RYAN BENNETT JOINS THE DEPARTMENT

We are delighted to announce that Ryan Bennett will join the department as Assistant Professor starting in July 2017. Ryan received his PhD in Linguistics from UC Santa Cruz in 2012, and since then has been a faculty member at Yale University.

Ryan’s research is in formal and experimental phonology, with an emphasis on prosody and theoretically motivated phonetic analysis. He has worked extensively on phenomena at the intersection of phonological theory and other grammatical domains, including phonetics, morphology and syntax. His investigation focuses on these topics in the context of lesser-studied languages, particularly Irish and K’ichean branch Mayan languages.

Welcome (back) to the department, Ryan!

AMANDA RYSLING JOINS THE DEPARTMENT

We are very happy to announce that Amanda Rysling will join the department as Assistant Professor starting in July 2017. Amanda is currently a doctoral student at the University of Massachusetts, Amherst, where she is simultaneously a Ph.D. candidate in Linguistics and an M.S. candidate in Psychological and Brain Sciences.

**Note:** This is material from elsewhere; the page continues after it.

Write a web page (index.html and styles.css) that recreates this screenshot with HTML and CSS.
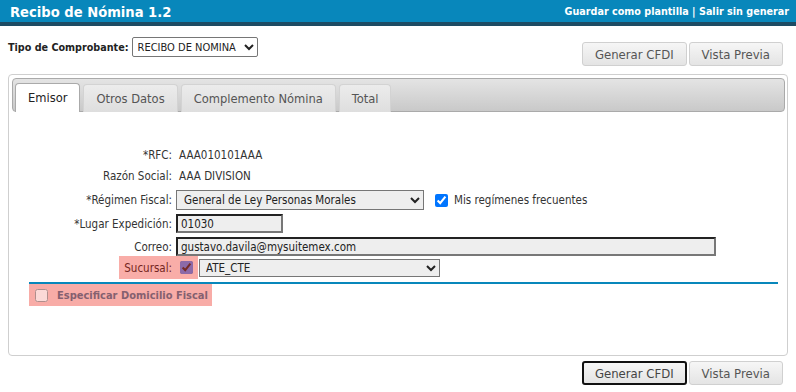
FILE: index.html
```html
<!DOCTYPE HTML>
<html>
<head>
    <title>Recibo de Nómina 1.2</title>
    <link rel="stylesheet" href="styles.css">
</head>
<body>
    <div class="topBar">
        <span class="title">Recibo de Nómina 1.2</span>
        <span class="links"><a href="#">Guardar como plantilla</a> | <a href="#">Salir sin generar</a></span>
    </div>

    <div class="toolbar">
        <div class="tipo">
            <b>Tipo de Comprobante:</b>
            <select class="tipoSel">
                <option>RECIBO DE NOMINA</option>
            </select>
        </div>
        <div class="actions upper">
            <button class="btn">Generar CFDI</button>
            <button class="btn">Vista Previa</button>
        </div>
    </div>

    <div class="panel">
        <ul class="tabBar">
            <li class="tab active">Emisor</li>
            <li class="tab">Otros Datos</li>
            <li class="tab">Complemento Nómina</li>
            <li class="tab">Total</li>
        </ul>

        <div class="form">
            <div class="row r-rfc">
                <label class="lbl">*RFC:</label>
                <span class="val">AAA010101AAA</span>
            </div>
            <div class="row r-razon">
                <label class="lbl">Razón Social:</label>
                <span class="val">AAA DIVISION</span>
            </div>
            <div class="row r-regimen">
                <label class="lbl">*Régimen Fiscal:</label>
                <select class="selRegimen">
                    <option>General de Ley Personas Morales</option>
                </select>
                <input type="checkbox" class="chkFrec" checked>
                <span class="chkText">Mis regímenes frecuentes</span>
            </div>
            <div class="row r-input">
                <label class="lbl">*Lugar Expedición:</label>
                <input type="text" class="txt txtCp" value="01030">
            </div>
            <div class="row r-input">
                <label class="lbl">Correo:</label>
                <input type="text" class="txt txtMail" value="gustavo.davila@mysuitemex.com">
            </div>
            <div class="row r-sucursal">
                <label class="lbl hl">Sucursal:</label>
                <input type="checkbox" class="chkSuc" checked>
                <select class="selSucursal">
                    <option>ATE_CTE</option>
                </select>
            </div>
            <div class="blueLine"></div>
            <div class="domicilio">
                <input type="checkbox" class="chkDom">
                <b>Especificar Domicilio Fiscal</b>
            </div>
        </div>
    </div>

    <div class="actions lower">
        <button class="btn focused">Generar CFDI</button>
        <button class="btn">Vista Previa</button>
    </div>
</body>
</html>
```

FILE: styles.css
```css
body {
    margin: 0;
    font-family: "DejaVu Sans Condensed", "DejaVu Sans", sans-serif;
    font-size: 11.5px;
    color: #333;
    background: #fff;
}

.topBar {
    height: 22px;
    background-color: #0887bb;
    border-bottom: 4px solid #1d4b63;
    display: flex;
    align-items: center;
    justify-content: space-between;
    padding: 0 7px 0 10px;
    color: #fff;
}

.title {
    font-size: 14.6px;
    font-weight: bold;
}

.links {
    font-weight: bold;
    font-size: 10.7px;
}

.links a {
    color: #fff;
    text-decoration: none;
}

.toolbar {
    display: flex;
    justify-content: space-between;
    align-items: flex-start;
    padding: 11px 13px 0 8px;
    height: 37px;
}

.tipo {
    display: flex;
    align-items: center;
    gap: 3px;
}

.tipo b {
    color: #222;
    font-size: 10.7px;
}

.tipoSel {
    width: 126px;
    height: 20px;
    font-family: inherit;
    font-size: 11px;
    color: #222;
    border: 1px solid #767676;
    border-radius: 2px;
    background: #fff;
    padding: 0 1px;
}

.actions {
    display: flex;
    gap: 2px;
}

.upper {
    margin-top: 5px;
}

.lower {
    justify-content: flex-end;
    padding: 5px 13px 0 0;
}

.btn {
    height: 24px;
    padding: 0 12px;
    font-family: inherit;
    font-size: 13px;
    color: #555;
    border: 1px solid #d0d0d0;
    border-radius: 3px;
    background: linear-gradient(#f6f6f6, #e4e4e4);
}

.btn.focused {
    border: 2px solid #111;
    padding: 0 11px;
    color: #444;
}

.panel {
    margin: 0 8px 0 8px;
    border: 1px solid #cfcfcf;
    border-radius: 4px;
    padding: 3px 2px 49px 3px;
}

.tabBar {
    list-style: none;
    margin: 0;
    padding: 3px 0 0 2px;
    height: 29px;
    display: flex;
    gap: 3px;
    align-items: flex-end;
    border: 1px solid #aaa;
    border-radius: 4px;
    background: linear-gradient(#e4e4e4, #c9c9c9);
}

.tab {
    height: 27px;
    line-height: 27px;
    padding: 0 12px;
    font-size: 12.8px;
    color: #555;
    border: 1px solid #d3d3d3;
    border-bottom: none;
    border-radius: 4px 4px 0 0;
    background: linear-gradient(#ececec, #dedede);
    margin-bottom: -1px;
}

.tab.active {
    background: #fff;
    border-color: #aaa;
    color: #222;
    height: 28px;
}

.form {
    padding: 34px 7px 0 17px;
}

.row {
    display: flex;
    align-items: center;
}

.lbl {
    width: 143px;
    text-align: right;
    margin-right: 4px;
    color: #333;
}

.val {
    padding-left: 3px;
    color: #333;
}

.r-rfc {
    height: 18px;
}

.r-razon {
    height: 18px;
    margin-top: 3px;
}

.r-regimen {
    height: 20px;
    margin-top: 5px;
}

.r-input {
    height: 19px;
    margin-top: 4px;
}

.r-sucursal {
    height: 23px;
}

select {
    font-family: inherit;
    font-size: 11.5px;
    color: #222;
}

.selRegimen {
    width: 248px;
    height: 20px;
    border: 1px solid #767676;
    background: #eee;
    padding: 0 3px;
}

.chkFrec {
    width: 13px;
    height: 13px;
    margin: 0 6px 0 11px;
}

.txt {
    box-sizing: border-box;
    height: 19px;
    font-family: inherit;
    font-size: 11.5px;
    color: #222;
    padding: 0 3px;
    background: #eee;
    border: 2px solid;
    border-color: #222 #777 #777 #222;
}

.txtCp {
    width: 107px;
}

.txtMail {
    width: 540px;
}

.hl {
    position: relative;
}

.hl::after {
    content: "";
    position: absolute;
    top: -5px;
    right: -26px;
    width: 79px;
    height: 23px;
    background: rgba(236, 14, 0, 0.34);
    z-index: 2;
}

.chkSuc {
    width: 13px;
    height: 13px;
    margin: 0 6px 0 4px;
    accent-color: #5a9aff;
}

.selSucursal {
    width: 241px;
    height: 18px;
    border: 1px solid #767676;
    background: #eee;
    padding: 0 2px;
}

.blueLine {
    height: 2px;
    background: #0887bb;
    margin-top: 3px;
}

.domicilio {
    width: 183px;
    height: 22px;
    display: flex;
    align-items: center;
    background: #f8aca7;
    color: #85606f;
    white-space: nowrap;
}

.domicilio b {
    font-size: 11px;
}

.chkDom {
    width: 13px;
    height: 13px;
    margin: 0 9px 0 6px;
    opacity: 0.55;
}
```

Amanda’s research is at the intersection of psycholinguistics, phonetics, and phonology, with a strong interest in psycholinguistic models of segmental parsing. Recent projects and areas of interest include syllable structure phonotactics, word recognition, and sentence processing. Her language research interests are on Slavic languages, particularly, Polish and Russian.

Welcome to the department, Amanda!

WELCOMING A NEW LRC VISITOR

Please welcome our new LRC visitor Anissa Hamza. She is a PhD student from the University of Strasbourg in France and she will be here for the Spring 2017 quarter, in part to collaborate on the Santa Cruz Ellipsis Project. Her faculty mentors are Pranav Anand and Jim McCloskey. She will also be working closely with our other LRC visitor Dan Hardt. Anissa’s office will be the Cave LRC Visitor office.

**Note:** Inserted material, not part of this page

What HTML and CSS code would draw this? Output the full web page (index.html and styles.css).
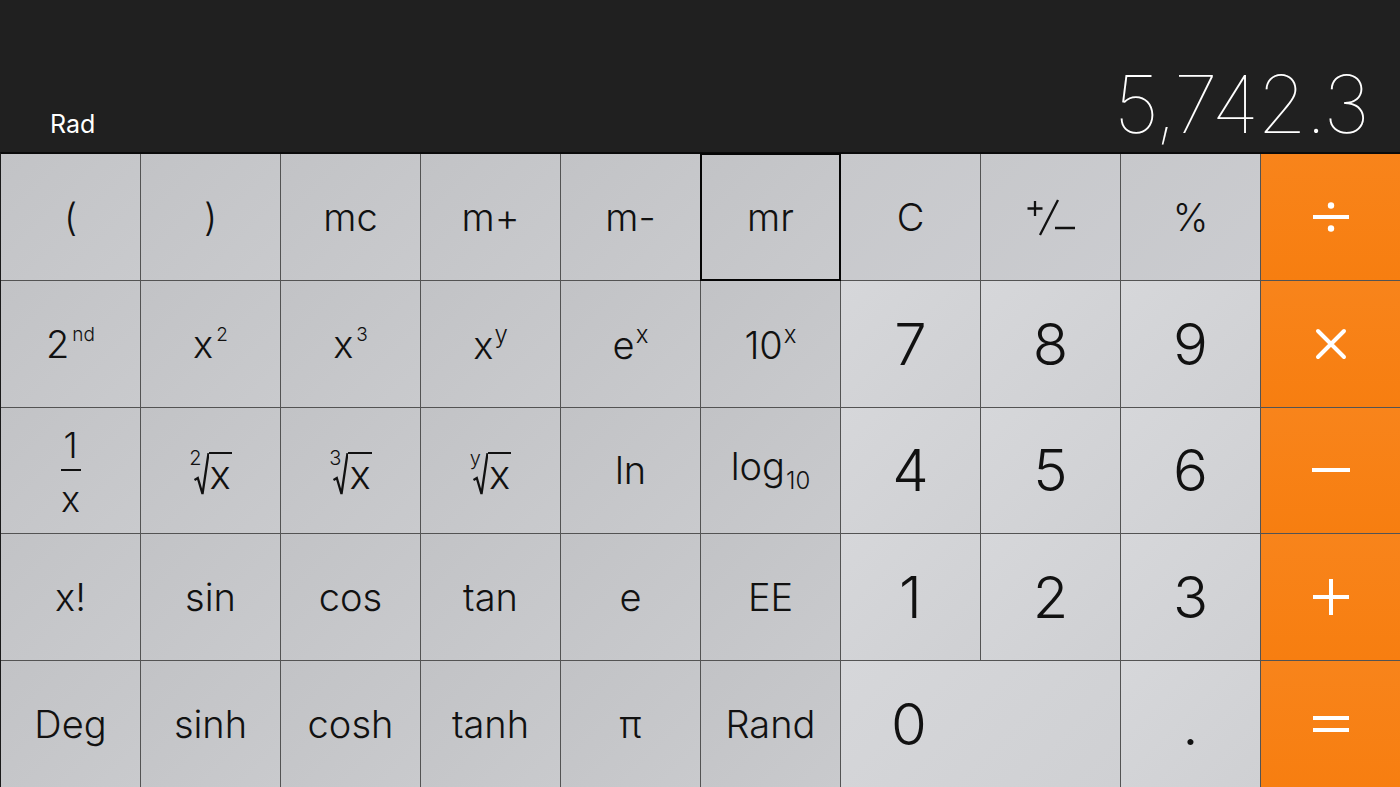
FILE: index.html
```html
<!DOCTYPE html>
<html lang="en">
<head>
<meta charset="utf-8">
<title>Calculator</title>
<link rel="stylesheet" href="styles.css">
</head>
<body>
<div class="calc">
  <div class="display">
    <span class="mode">Rad</span>
    <span class="value">5,742.3</span>
  </div>
  <div class="keys">
    <div class="key sci">(</div>
    <div class="key sci">)</div>
    <div class="key sci">mc</div>
    <div class="key sci">m+</div>
    <div class="key sci">m-</div>
    <div class="key sci selected">mr</div>
    <div class="key fn">C</div>
    <div class="key fn" aria-label="+/-">
      <svg class="pm" width="50" height="40" viewBox="0 0 50 40"><path d="M1.5 10.5 H16.5 M9 3 V18 M14 37 L32 2 M29 30 H49" fill="none" stroke="#111" stroke-width="2.3"/></svg>
    </div>
    <div class="key fn">%</div>
    <div class="key op">
      <svg width="40" height="40" viewBox="0 0 40 40"><circle cx="20" cy="8.5" r="3.2" fill="#fff"/><rect x="2" y="18" width="36" height="4" fill="#fff"/><circle cx="20" cy="31.5" r="3.2" fill="#fff"/></svg>
    </div>

    <div class="key sci"><span>2<sup class="sm">nd</sup></span></div>
    <div class="key sci"><span>x<sup class="sm">2</sup></span></div>
    <div class="key sci"><span>x<sup class="sm">3</sup></span></div>
    <div class="key sci"><span>x<sup class="md">y</sup></span></div>
    <div class="key sci"><span>e<sup class="md">x</sup></span></div>
    <div class="key sci"><span>10<sup class="md">x</sup></span></div>
    <div class="key num">7</div>
    <div class="key num">8</div>
    <div class="key num">9</div>
    <div class="key op">
      <svg width="40" height="40" viewBox="0 0 40 40"><path d="M7 7 L33 33 M33 7 L7 33" stroke="#fff" stroke-width="4" stroke-linecap="round"/></svg>
    </div>

    <div class="key sci">
      <span class="frac"><span class="frac-n">1</span><span class="frac-bar"></span><span class="frac-d">x</span></span>
    </div>
    <div class="key sci"><span class="root"><span class="idx">2</span><svg class="rad" width="15" height="44" viewBox="0 0 15 44"><path d="M0.5 28 L3.8 26 L8.5 42 L14.5 1.2" fill="none" stroke="#111" stroke-width="2.3" stroke-linejoin="miter"/></svg><span class="radicand">x</span></span></div>
    <div class="key sci"><span class="root"><span class="idx">3</span><svg class="rad" width="15" height="44" viewBox="0 0 15 44"><path d="M0.5 28 L3.8 26 L8.5 42 L14.5 1.2" fill="none" stroke="#111" stroke-width="2.3" stroke-linejoin="miter"/></svg><span class="radicand">x</span></span></div>
    <div class="key sci"><span class="root"><span class="idx">y</span><svg class="rad" width="15" height="44" viewBox="0 0 15 44"><path d="M0.5 28 L3.8 26 L8.5 42 L14.5 1.2" fill="none" stroke="#111" stroke-width="2.3" stroke-linejoin="miter"/></svg><span class="radicand">x</span></span></div>
    <div class="key sci">ln</div>
    <div class="key sci"><span>log<sub class="sub">10</sub></span></div>
    <div class="key num">4</div>
    <div class="key num">5</div>
    <div class="key num">6</div>
    <div class="key op">
      <svg width="40" height="40" viewBox="0 0 40 40"><rect x="1" y="18" width="38" height="4" fill="#fff"/></svg>
    </div>

    <div class="key sci">x!</div>
    <div class="key sci">sin</div>
    <div class="key sci">cos</div>
    <div class="key sci">tan</div>
    <div class="key sci">e</div>
    <div class="key sci">EE</div>
    <div class="key num">1</div>
    <div class="key num">2</div>
    <div class="key num">3</div>
    <div class="key op">
      <svg width="40" height="40" viewBox="0 0 40 40"><rect x="2" y="18" width="36" height="4" fill="#fff"/><rect x="18" y="2" width="4" height="36" fill="#fff"/></svg>
    </div>

    <div class="key sci">Deg</div>
    <div class="key sci">sinh</div>
    <div class="key sci">cosh</div>
    <div class="key sci">tanh</div>
    <div class="key sci">π</div>
    <div class="key sci">Rand</div>
    <div class="key num zero"><span class="zero-label">0</span></div>
    <div class="key num dot">.</div>
    <div class="key op">
      <svg width="40" height="40" viewBox="0 0 40 40"><rect x="2" y="12" width="36" height="4" fill="#fff"/><rect x="2" y="24" width="36" height="4" fill="#fff"/></svg>
    </div>
  </div>
</div>
</body>
</html>
```
FILE: styles.css
```css
html, body {
  margin: 0;
  padding: 0;
}
body {
  background: #1f1f1f;
  font-family: Inter, "Noto Sans", "Liberation Sans", sans-serif;
  width: 1400px;
  height: 787px;
  overflow: hidden;
}
.calc {
  display: flex;
  flex-direction: column;
  height: 787px;
}
.display {
  height: 152px;
  box-sizing: border-box;
  display: flex;
  justify-content: space-between;
  align-items: baseline;
  align-content: flex-end;
  flex-wrap: wrap;
  padding: 0 32px 8px 50px;
  background: #202020;
  color: #fff;
}
.mode {
  font-size: 25px;
  line-height: 1;
  font-weight: 400;
}
.value {
  font-size: 80px;
  line-height: 1;
  font-weight: 100;
  letter-spacing: -1.7px;
}
.keys {
  flex: 1;
  display: grid;
  grid-template-columns: repeat(10, 1fr);
  grid-template-rows: repeat(5, 1fr);
  gap: 1px;
  background: #535353;
  border-top: 2px solid #0a0a0a;
  border-left: 1px solid #1a1a1a;
}
.key {
  display: flex;
  align-items: center;
  justify-content: center;
  color: #111;
  font-size: 38px;
  font-weight: 300;
  line-height: 1;
  box-sizing: border-box;
}
.sci {
  background: linear-gradient(135deg, #c2c3c6 0%, #c9cacd 100%);
}
.fn {
  background: linear-gradient(135deg, #c7c8cb 0%, #cbccd0 100%);
}
.num {
  background: linear-gradient(135deg, #d6d7da 0%, #cfd0d3 100%);
  font-size: 58px;
  font-weight: 300;
}
.op {
  background: linear-gradient(180deg, #f8841b 0%, #f77e10 100%);
}
.selected {
  border: 2px solid #050505;
  margin: -1px;
}
.zero {
  grid-column: span 2;
  justify-content: flex-start;
}
.zero-label {
  width: 136px;
  text-align: center;
}
.dot {
  font-size: 58px;
}
sup, sub {
  line-height: 1;
}
.sm {
  font-size: 19px;
  vertical-align: 17px;
  margin-left: 3px;
}
.md {
  font-size: 24px;
  vertical-align: 16px;
  margin-left: 1px;
}
.sub {
  font-size: 24px;
  vertical-align: -9px;
  margin-left: 1px;
}
.pm {
  display: block;
  margin-top: 2px;
}
.frac {
  display: flex;
  flex-direction: column;
  align-items: center;
  font-size: 36px;
  margin-top: 4px;
}
.frac-bar {
  width: 20px;
  height: 2px;
  background: #111;
  margin: 6px 0 10px;
}
.root {
  display: inline-flex;
  align-items: flex-start;
  margin-top: 8px;
}
.idx {
  font-size: 20px;
  margin-right: -8px;
  margin-top: -4px;
}
.rad {
  display: block;
}
.radicand {
  font-size: 40px;
  line-height: 37px;
  border-top: 2.3px solid #111;
  padding: 2px 1px 0 1px;
}
```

Anissa, we hope you will have a pleasant and productive stay!

KRAUS AND OSTROVE BECOME DOCTORAL CANDIDATES

This week, we had not one, but two of our graduate students advance to candidacy by successfully defending their qualifying exams:

Kelsey Kraus defended her QE on April 17, entitled “Performance of English Discourse particles,” with committee Pranav Anand (chair), Donka Farkas, Grant McGuire, and Jean E. Fox Tree (Psychology).

Jason Ostrove defended his QE on April 20. His was entitled “Linear adjacency and case morphology in Scottish Gaelic”, with committee Sandy Chung (chair), Jim McCloskey, Jorge Hankamer, and Ruth Kramer (Georgetown).

Congratulations, Kelsey and Jason!

WHITE TO JOIN ROCHESTER

This fall, alumnus Aaron Steven White (BA, 2009) will begin as a tenure-track Assistant Professor at the University of Rochester in the Department of Linguistics and the Goergen Institute for Data Science, with secondary appointments in the Department of Computer Science and the Department of Brain and Cognitive Sciences. Aaron received his PhD from the University of Maryland in 2015, and has since been a postdoctoral fellow in the Johns Hopkins Science of Learning Institute where he’s been working with Benjamin Van Durme and UCSC PhD alum Kyle Rawlins. Congratulations, Aaron!

A DOUBLE-HEADER OF TALKS BY CHUNG

On Thursday, April 6, Sandy Chung drove to Archbishop Mitty High School in San Jose to speak at a workshop organized by the school’s Linguistics Club. She and the other two speakers (Arto Anttila and Roula Svorou) were astonished at the large audience, which included over 35 students. Among the Linguistics Club’s organizers are Suzanne Golshanara and Eliza Kolmanovsky, both of whom plan to major in Linguistics when they enter UC San Diego in the Fall. The following week, Sandy traveled to Evanston to give a colloquium at Northwestern on the work she and Matt Wagers are doing on Chamorro anaphora. While there, she had a most enjoyable conversation with M.A. alum Tommy Denby, who is now a fourth year Ph.D. student there, about to embark on a dissertation in phonetics and phonology.